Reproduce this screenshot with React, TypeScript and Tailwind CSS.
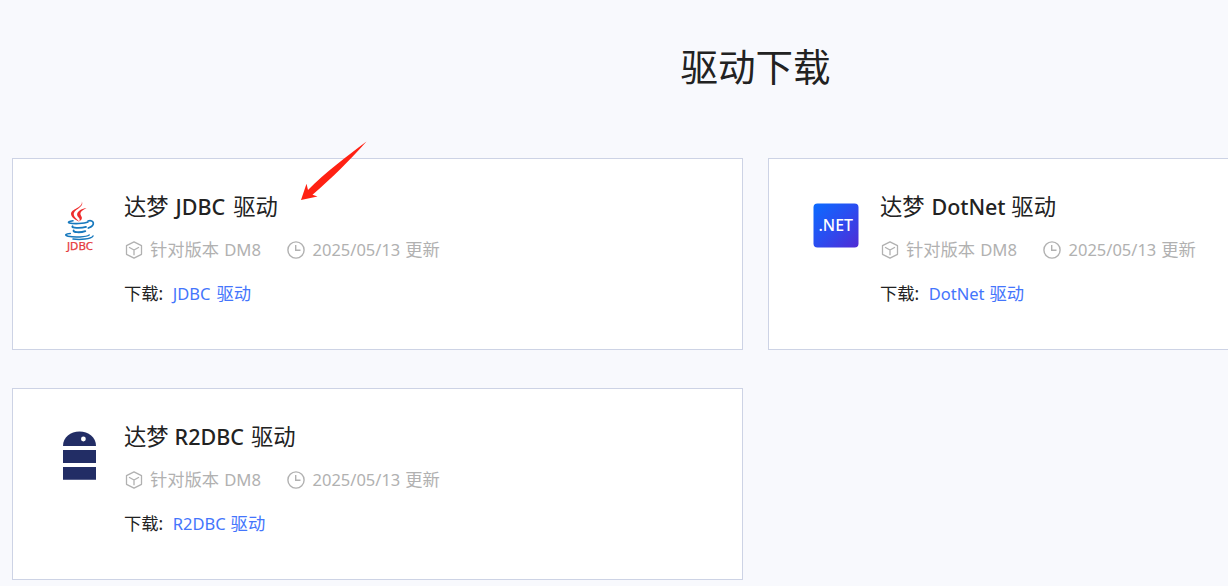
import type { ReactNode } from "react";

interface Driver {
  name: string;
  nameClass: string;
  linkClass: string;
  icon: ReactNode;
}

function JdbcLogo() {
  return (
    <svg width="34" height="52" viewBox="0 0 34 52" fill="none">
      <g fill="#ee2c2c">
        <path d="M18.8 1.500c2.800 5.800-8.300 7.700-8 13 .2 2.800 3.900 5 5.400 7.200-3.300-1.500-8.300-4.200-8.200-7.900C8.200 8.800 20.200 7.500 18.800 1.500Z" />
        <path d="M23.500 8.100c-3.500 1.800-6.800 3.800-5.900 6.700.6 1.600 2.200 2.700.7 4.900l-2.200 1.900c2.300-3.400-2.300-4.300-2-7.300.3-3.400 5.200-5.600 9.400-6.200Z" />
      </g>
      <g stroke="#1678bd" strokeLinecap="round">
        <path d="M10 20.800c-3.300.5-6 1.300-3.600 2.100 4.400 1.200 14.900.7 18.500-.8" strokeWidth="1.600" />
        <path d="M25 21c6-1.800 8 4.300.3 7" strokeWidth="1.700" />
        <path d="M9.500 26.300c-1.500 1.800 8 2.300 13.500.6M10.700 30.400c-1.400 1.900 6.300 2.600 11.600.7" strokeWidth="1.800" />
        <path d="M7.300 33.500c-4.600.3-6.300 1.800-2.300 2.700 6.600 1.400 18.300.9 21.200-1.200M10 39c7 .9 18.200.2 20-3" strokeWidth="1.500" />
      </g>
      <text x="4" y="50" textLength="26" lengthAdjust="spacingAndGlyphs" fill="#e5393c" stroke="#e5393c" strokeWidth=".25" className="font-['Noto_Sans',sans-serif] text-[10.500px]">
        JDBC
      </text>
    </svg>
  );
}

function DotNetLogo() {
  return (
    <svg width="46" height="46" viewBox="0 0 46 46">
      <defs>
        <linearGradient id="dotnet" x1="0" y1="0" x2="1" y2="1">
          <stop stopColor="#0b6bff" />
          <stop offset=".5" stopColor="#2b4df0" />
          <stop offset="1" stopColor="#512bd4" />
        </linearGradient>
      </defs>
      <rect x=".5" y=".5" width="45" height="44" rx="4" fill="url(#dotnet)" />
      <text x="5.500" y="28.300" textLength="34.500" lengthAdjust="spacingAndGlyphs" fill="white" className="font-['Noto_Sans',sans-serif] text-[16px] font-medium">
        .NET
      </text>
    </svg>
  );
}

function R2dbcLogo() {
  return (
    <svg width="33" height="50" viewBox="0 0 33 50" fill="#222d65">
      <path d="M0 15C0 6 7.500.5 16.500.5S33 6 33 15Z" />
      <path d="M0 19h33v13H0zM0 36h33v12.700H0z" />
      <circle cx="20.400" cy="8" r="2.400" fill="white" />
    </svg>
  );
}

function CubeIcon() {
  return (
    <svg width="18" height="18" viewBox="0 0 18 18" fill="none" stroke="#b1b1b1" strokeWidth="1.300" strokeLinejoin="round">
      <path d="M9 .8 16.500 4.700v8.600L9 17.200l-7.500-3.900V4.700ZM4 6.200 9 9l5-2.800M9 9v5.200" />
    </svg>
  );
}

function ClockIcon() {
  return (
    <svg width="18" height="18" viewBox="0 0 18 18" fill="none" stroke="#b1b1b1" strokeWidth="1.400">
      <circle cx="9" cy="9" r="8.100" />
      <path d="M8.700 4v5.300h4.800" />
    </svg>
  );
}

function Arrow() {
  return (
    <svg width="70" height="62" viewBox="0 0 70 62" fill="#ff2113" className="absolute left-[300px] top-[140px]">
      <path d="M66.500 1.500C49 21 32 38 12.500 54.700L17.500 56.500 1 60 6.500 43.700 8 50C26 32 47 16 66.500 1.500Z" />
    </svg>
  );
}

const drivers: Driver[] = [
  { name: "JDBC", nameClass: "pl-px pr-[2px]", linkClass: "pr-px", icon: <JdbcLogo /> },
  { name: "DotNet", nameClass: "pl-px tracking-[-0.1px]", linkClass: "", icon: <DotNetLogo /> },
  { name: "R2DBC", nameClass: "pr-px", linkClass: "", icon: <R2dbcLogo /> },
];

function DriverCard({ name, nameClass, linkClass, icon }: Driver) {
  return (
    <div className="flex h-48 border border-[#cdd3e5] bg-white pl-[43px]">
      <div className="mt-[41px] flex h-[52px] w-[47px] shrink-0 items-center justify-center">
        {icon}
      </div>
      <div className="ml-[21px] whitespace-nowrap pt-8">
        <h3 className="flex h-8 items-center gap-[6px] text-[22.300px]">
          <span>达梦</span>
          <span className={`text-[21.500px] font-medium ${nameClass}`}>{name}</span>
          <span>驱动</span>
        </h3>
        <div className="mt-[15px] flex h-6 items-center text-[17.300px] text-[#b1b1b1]">
          <span className="ml-px">
            <CubeIcon />
          </span>
          <span className="ml-[7px]">针对版本</span>
          <span className="ml-[5px] text-[16.700px]">DM8</span>
          <span className="ml-[26px]">
            <ClockIcon />
          </span>
          <span className="ml-[7.500px] text-[16.500px]">2025/05/13</span>
          <span className="ml-[5px]">更新</span>
        </div>
        <div className="mt-5 flex h-6 items-center text-[17.300px]">
          <span>下载:</span>
          <a href="#" className="ml-[9.500px] flex items-center gap-[5px] text-[#4475fc]">
            <span className={`text-[16.500px] ${linkClass}`}>{name}</span>
            <span>驱动</span>
          </a>
        </div>
      </div>
    </div>
  );
}

export default function App() {
  return (
    <div className="relative h-[586px] overflow-hidden bg-[#f8f9fd] font-['Noto_Sans','Noto_Sans_CJK_SC',sans-serif] text-[#222]">
      <div className="w-[1511px] px-3 pt-[39px]">
        <h2 className="text-center text-[37.500px] leading-[56px]">驱动下载</h2>
        <div className="mt-[63px] grid grid-cols-2 gap-x-[25px] gap-y-[38px]">
          {drivers.map((driver) => (
            <DriverCard key={driver.name} {...driver} />
          ))}
        </div>
      </div>
      <Arrow />
    </div>
  );
}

• **WORK TO BE COMPLETED**:
Set the listing down in full and exactly. Pictures within it should not appear in the copy.

• **ANSWER BELOW**:
Reproduce this screenshot with React, TypeScript and Tailwind CSS.
import type { ReactNode } from "react";

interface Driver {
  name: string;
  nameClass: string;
  linkClass: string;
  icon: ReactNode;
}

function JdbcLogo() {
  return (
    <svg width="34" height="52" viewBox="0 0 34 52" fill="none">
      <g fill="#ee2c2c">
        <path d="M18.8 1.500c2.800 5.800-8.300 7.700-8 13 .2 2.800 3.900 5 5.400 7.200-3.300-1.500-8.300-4.200-8.200-7.900C8.200 8.800 20.200 7.500 18.800 1.500Z" />
        <path d="M23.500 8.100c-3.500 1.800-6.800 3.800-5.900 6.700.6 1.600 2.200 2.700.7 4.900l-2.200 1.900c2.300-3.400-2.300-4.300-2-7.300.3-3.400 5.200-5.600 9.400-6.200Z" />
      </g>
      <g stroke="#1678bd" strokeLinecap="round">
        <path d="M10 20.800c-3.300.5-6 1.300-3.600 2.100 4.400 1.200 14.900.7 18.500-.8" strokeWidth="1.600" />
        <path d="M25 21c6-1.800 8 4.300.3 7" strokeWidth="1.700" />
        <path d="M9.500 26.300c-1.500 1.800 8 2.300 13.500.6M10.700 30.400c-1.400 1.900 6.300 2.600 11.600.7" strokeWidth="1.800" />
        <path d="M7.300 33.500c-4.600.3-6.300 1.800-2.300 2.700 6.600 1.400 18.300.9 21.200-1.200M10 39c7 .9 18.200.2 20-3" strokeWidth="1.500" />
      </g>
      <text x="4" y="50" textLength="26" lengthAdjust="spacingAndGlyphs" fill="#e5393c" stroke="#e5393c" strokeWidth=".25" className="font-['Noto_Sans',sans-serif] text-[10.500px]">
        JDBC
      </text>
    </svg>
  );
}

function DotNetLogo() {
  return (
    <svg width="46" height="46" viewBox="0 0 46 46">
      <defs>
        <linearGradient id="dotnet" x1="0" y1="0" x2="1" y2="1">
          <stop stopColor="#0b6bff" />
          <stop offset=".5" stopColor="#2b4df0" />
          <stop offset="1" stopColor="#512bd4" />
        </linearGradient>
      </defs>
      <rect x=".5" y=".5" width="45" height="44" rx="4" fill="url(#dotnet)" />
      <text x="5.500" y="28.300" textLength="34.500" lengthAdjust="spacingAndGlyphs" fill="white" className="font-['Noto_Sans',sans-serif] text-[16px] font-medium">
        .NET
      </text>
    </svg>
  );
}

function R2dbcLogo() {
  return (
    <svg width="33" height="50" viewBox="0 0 33 50" fill="#222d65">
      <path d="M0 15C0 6 7.500.5 16.500.5S33 6 33 15Z" />
      <path d="M0 19h33v13H0zM0 36h33v12.700H0z" />
      <circle cx="20.400" cy="8" r="2.400" fill="white" />
    </svg>
  );
}

function CubeIcon() {
  return (
    <svg width="18" height="18" viewBox="0 0 18 18" fill="none" stroke="#b1b1b1" strokeWidth="1.300" strokeLinejoin="round">
      <path d="M9 .8 16.500 4.700v8.600L9 17.200l-7.500-3.900V4.700ZM4 6.200 9 9l5-2.800M9 9v5.200" />
    </svg>
  );
}

function ClockIcon() {
  return (
    <svg width="18" height="18" viewBox="0 0 18 18" fill="none" stroke="#b1b1b1" strokeWidth="1.400">
      <circle cx="9" cy="9" r="8.100" />
      <path d="M8.700 4v5.300h4.800" />
    </svg>
  );
}

function Arrow() {
  return (
    <svg width="70" height="62" viewBox="0 0 70 62" fill="#ff2113" className="absolute left-[300px] top-[140px]">
      <path d="M66.500 1.500C49 21 32 38 12.500 54.700L17.500 56.500 1 60 6.500 43.700 8 50C26 32 47 16 66.500 1.500Z" />
    </svg>
  );
}

const drivers: Driver[] = [
  { name: "JDBC", nameClass: "pl-px pr-[2px]", linkClass: "pr-px", icon: <JdbcLogo /> },
  { name: "DotNet", nameClass: "pl-px tracking-[-0.1px]", linkClass: "", icon: <DotNetLogo /> },
  { name: "R2DBC", nameClass: "pr-px", linkClass: "", icon: <R2dbcLogo /> },
];

function DriverCard({ name, nameClass, linkClass, icon }: Driver) {
  return (
    <div className="flex h-48 border border-[#cdd3e5] bg-white pl-[43px]">
      <div className="mt-[41px] flex h-[52px] w-[47px] shrink-0 items-center justify-center">
        {icon}
      </div>
      <div className="ml-[21px] whitespace-nowrap pt-8">
        <h3 className="flex h-8 items-center gap-[6px] text-[22.300px]">
          <span>达梦</span>
          <span className={`text-[21.500px] font-medium ${nameClass}`}>{name}</span>
          <span>驱动</span>
        </h3>
        <div className="mt-[15px] flex h-6 items-center text-[17.300px] text-[#b1b1b1]">
          <span className="ml-px">
            <CubeIcon />
          </span>
          <span className="ml-[7px]">针对版本</span>
          <span className="ml-[5px] text-[16.700px]">DM8</span>
          <span className="ml-[26px]">
            <ClockIcon />
          </span>
          <span className="ml-[7.500px] text-[16.500px]">2025/05/13</span>
          <span className="ml-[5px]">更新</span>
        </div>
        <div className="mt-5 flex h-6 items-center text-[17.300px]">
          <span>下载:</span>
          <a href="#" className="ml-[9.500px] flex items-center gap-[5px] text-[#4475fc]">
            <span className={`text-[16.500px] ${linkClass}`}>{name}</span>
            <span>驱动</span>
          </a>
        </div>
      </div>
    </div>
  );
}

export default function App() {
  return (
    <div className="relative h-[586px] overflow-hidden bg-[#f8f9fd] font-['Noto_Sans','Noto_Sans_CJK_SC',sans-serif] text-[#222]">
      <div className="w-[1511px] px-3 pt-[39px]">
        <h2 className="text-center text-[37.500px] leading-[56px]">驱动下载</h2>
        <div className="mt-[63px] grid grid-cols-2 gap-x-[25px] gap-y-[38px]">
          {drivers.map((driver) => (
            <DriverCard key={driver.name} {...driver} />
          ))}
        </div>
      </div>
      <Arrow />
    </div>
  );
}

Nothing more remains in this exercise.